A New York Times style section piece is trumpeting the return of the glamour shot in the modern form of the “glamour selfie,” a professionally photographed portrait to be used on a person’s social media profile to create “personal brand buzz.” The women and men interviewed in the piece are almost exclusively in California, are all in their 30s and 40s, and are “sparing no expense to treat themselves to iconic portrait sessions that produce profile shots for Facebook and Twitter that could double as covers of Vogue.” These photo shoots cost between $1,000 and $4,000, and the people who pay for them say ridiculous things like, “I love being a rock star in my own life.”
It would be easy to dismiss this as another self-involved rich person fake trend (especially because the Times’ term for it, “glamour selfie,” doesn’t even make sense—these are portraits, not selfies). But, though this goes unsaid in the piece, I can see how shelling out for these photo shoots might be a weapon in fighting back against age discrimination in the working world. The one man in the piece, Sean Behr, who is a tech entrepreneur and got some “breezy” photographs taken of himself in a V-neck, points out the connection between the photographs and work, saying, “Social media is a place where real business is actually happening.”
He doesn’t explicitly mention age being a factor in his decision to take the pictures (he’s 38), but it’s not really a leap to think that a tech founder would want to look as young as possible. After all, Silicon Valley is a place where 26-year-olds get hair plugs because they’re so afraid of looking over-the-hill and Facebook is going after high school students for coveted, high-paying internships. Another person quoted in the piece is a 34-year-old software engineer in Los Altos who dressed up like a “a wind-swept California waif,” among other costume changes, for her photo shoot. Definitely a youthful look.

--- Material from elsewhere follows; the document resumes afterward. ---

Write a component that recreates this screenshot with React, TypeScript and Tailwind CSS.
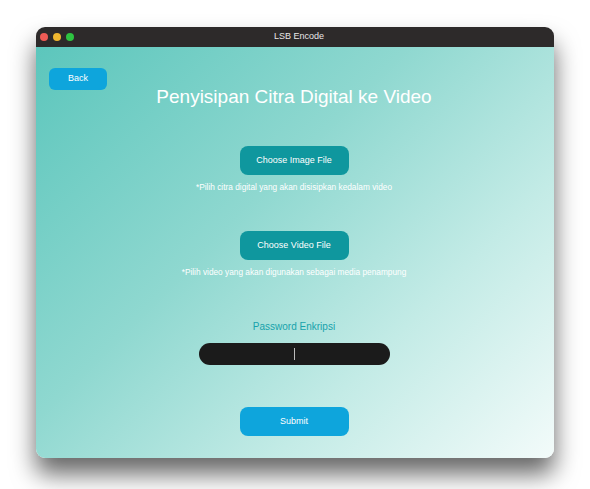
import React from 'react';

const font = { fontFamily: '"Liberation Sans", Roboto, Arial, sans-serif' };

export default function App() {
  return (
    <div className="w-[590px] h-[489px] bg-white pl-[36px] pt-[27px]" style={font}>
      <div className="w-[518px] h-[431px] rounded-[9px] overflow-hidden flex flex-col shadow-[0_16px_24px_rgba(0,0,0,0.6)]">
        {/* title bar */}
        <div className="h-[20px] bg-[#2d2a2a] flex items-center shrink-0">
          <div className="flex gap-[5px] pl-[4px]">
            <span className="w-[8px] h-[8px] rounded-full bg-[#ef5b55]" />
            <span className="w-[8px] h-[8px] rounded-full bg-[#f0b72f]" />
            <span className="w-[8px] h-[8px] rounded-full bg-[#2ec441]" />
          </div>
          <div className="flex-1 text-center text-[9px] font-medium text-[#e8e8e8] pr-[30px]">LSB Encode</div>
        </div>

        {/* body */}
        <div className="flex-1 bg-[linear-gradient(135deg,#5cc6bc_0%,#8fd8d0_40%,#c3ebe6_70%,#f3fbfa_100%)] pt-[21px] pl-[13px] pr-[15px] flex flex-col">
          <div className="grid grid-cols-[1fr_auto_1fr] items-start">
            <button className="w-[58px] h-[22px] rounded-[6px] bg-[#0ea5dc] text-white text-[9px]">Back</button>
            <h1 className="mt-[17px] text-[19px] leading-[24px] text-white font-light">Penyisipan Citra Digital ke Video</h1>
            <div />
          </div>

          <div className="flex flex-col items-center">
            <button className="mt-[37px] w-[109px] h-[29px] rounded-[8px] bg-[#0f979e] text-white text-[9px]">
              Choose Image File
            </button>
            <p className="mt-[7px] text-[8.3px] leading-[10px] text-white">
              *Pilih citra digital yang akan disisipkan kedalam video
            </p>

            <button className="mt-[39px] w-[109px] h-[29px] rounded-[8px] bg-[#0f979e] text-white text-[9px]">
              Choose Video File
            </button>
            <p className="mt-[7px] text-[8.3px] leading-[10px] text-white">
              *Pilih video yang akan digunakan sebagai media penampung
            </p>

            <label className="mt-[43px] text-[10px] leading-[13px] text-[#17a2ab]">Password Enkripsi</label>
            <div className="mt-[10px] w-[191px] h-[22px] rounded-full bg-[#1b1b1b] flex items-center justify-center">
              <span className="w-px h-[12px] bg-[#bbbbbb]" />
            </div>

            <button className="mt-[42px] w-[109px] h-[29px] rounded-[8px] bg-[#0ea5dc] text-white text-[9px]">
              Submit
            </button>
          </div>
        </div>
      </div>
    </div>
  );
}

Studies have shown that in Massachusetts and Florida, women over 50 are much less likely to even get to the interview stage of a job than younger women and men, and if you own your own business, people may pass you over for a younger version. But in Silicon Valley, where 30 is basically dead, it makes (sad) sense for a 34-year-old to shell out for a Google Plus profile pic that she describes as her inner “dark princess.”
All of this is not to say that we should all rush out and spend thousands of hard-earned dollars to dress up and get photographed like a Depression-era vamp. But if you are up for a high-paying job or an entrepreneurial opportunity where your age could work against you, maybe the price of these shots will end up paying dividends.